The symptoms come on suddenly. “It’s that hit-by-a-truck feeling,” Hopkins told “Today.”

This particular mutation is now dominant in many countries, including Japan, the United Kingdom and Canada, Forbes reported.

The CDC currently lists Influenza A H3N2 as the cause of most flu cases in the United States. The extent of the spread of the subclade K mutation in the United States is unknown because the agency didn’t do any tracking for its FluView report during the recent government shutdown.

The latest data from the CDC, last updated on Nov. 19, shows that acute respiratory illness rates overall are low in Georgia.

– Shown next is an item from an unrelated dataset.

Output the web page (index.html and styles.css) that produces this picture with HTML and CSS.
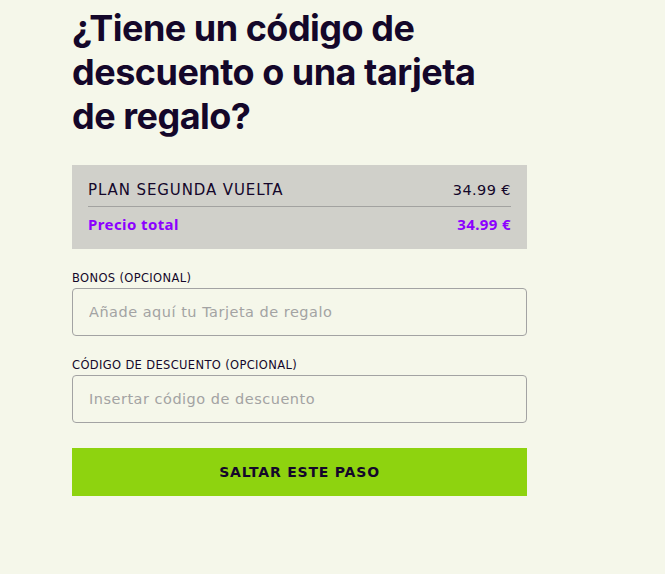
FILE: index.html
```html
<!DOCTYPE html>
<html lang="es">
<head>
<meta charset="utf-8">
<link rel="stylesheet" href="styles.css">
</head>
<body>
<main class="page">
  <h1 class="title">¿Tiene un código de descuento o una tarjeta de regalo?</h1>
  <section class="summary">
    <div class="row">
      <span class="plan">PLAN SEGUNDA VUELTA</span>
      <span>34.99 €</span>
    </div>
    <div class="row total">
      <span>Precio total</span>
      <span>34.99 €</span>
    </div>
  </section>
  <div class="field">
    <label class="label">BONOS (OPCIONAL)</label>
    <input class="input" type="text" placeholder="Añade aquí tu Tarjeta de regalo">
  </div>
  <div class="field">
    <label class="label">CÓDIGO DE DESCUENTO (OPCIONAL)</label>
    <input class="input" type="text" placeholder="Insertar código de descuento">
  </div>
  <button class="skip">SALTAR ESTE PASO</button>
</main>
</body>
</html>
```
FILE: styles.css
```css
html, body {
  margin: 0;
  padding: 0;
  background: #f5f7ea;
}
body {
  font-family: "DejaVu Sans", sans-serif;
  color: #14072a;
}
.page {
  width: 455px;
  margin-left: 72px;
  padding-top: 6px;
  display: flex;
  flex-direction: column;
}
.title {
  font-family: "Inter", sans-serif;
  font-weight: 700;
  font-size: 36px;
  line-height: 44px;
  letter-spacing: -0.5px;
  margin: 0 0 27px 0;
  width: 440px;
  color: #14072a;
}
.summary {
  background: #d0d0ca;
  padding: 9px 16px 9px 16px;
  display: flex;
  flex-direction: column;
}
.row {
  display: flex;
  justify-content: space-between;
  align-items: center;
  font-size: 14.5px;
  letter-spacing: 0.4px;
  height: 33px;
}
.row:first-child {
  border-bottom: 1px solid #a2a2a0;
  height: 32px;
}
.plan {
  font-size: 15px;
  letter-spacing: 0.9px;
}
.row.total {
  font-family: "Noto Sans", sans-serif;
  color: #8c00ff;
  font-weight: 700;
  font-size: 15px;
  letter-spacing: 0.4px;
  height: 33px;
}
.field {
  display: flex;
  flex-direction: column;
  margin-top: 23px;
}
.label {
  font-size: 11.5px;
  line-height: 13px;
  letter-spacing: 0.35px;
  margin-bottom: 3px;
}
.input {
  height: 48px;
  box-sizing: border-box;
  border: 1px solid #a3a3a3;
  border-radius: 4px;
  background: transparent;
  padding: 0 16px;
  font-family: inherit;
  font-size: 14.5px;
  letter-spacing: 0.5px;
  color: #14072a;
}
.input::placeholder {
  color: #a3a3a3;
}
.skip {
  margin-top: 25px;
  height: 48px;
  border: none;
  background: #8ed30f;
  font-family: inherit;
  font-weight: 700;
  font-size: 14px;
  letter-spacing: 0.8px;
  color: #14072a;
}
```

The Georgia Department of Public Health reported less than 2 percent of emergency room visits were due to RSV, influenza and COVID-19. A combination of the three sent around 1 percent of patients to the ER as of Nov. 8, data showed Monday.

Nationwide, acute respiratory illnesses remain at low or very low levels, according to the CDC; however, emergency room visits for RSV are increasing in many states in the South and Southeast. COVID-19 activity remains low, and seasonal flu activity is low nationally but increasing, according to the surveillance report.

Wastewater surveillance reports from more than a dozen monitoring sites will provide a clearer picture of COVID, flu and RSV rates in Georgia when the data is updated Friday.

On Monday, it showed very low activity levels of the three illnesses.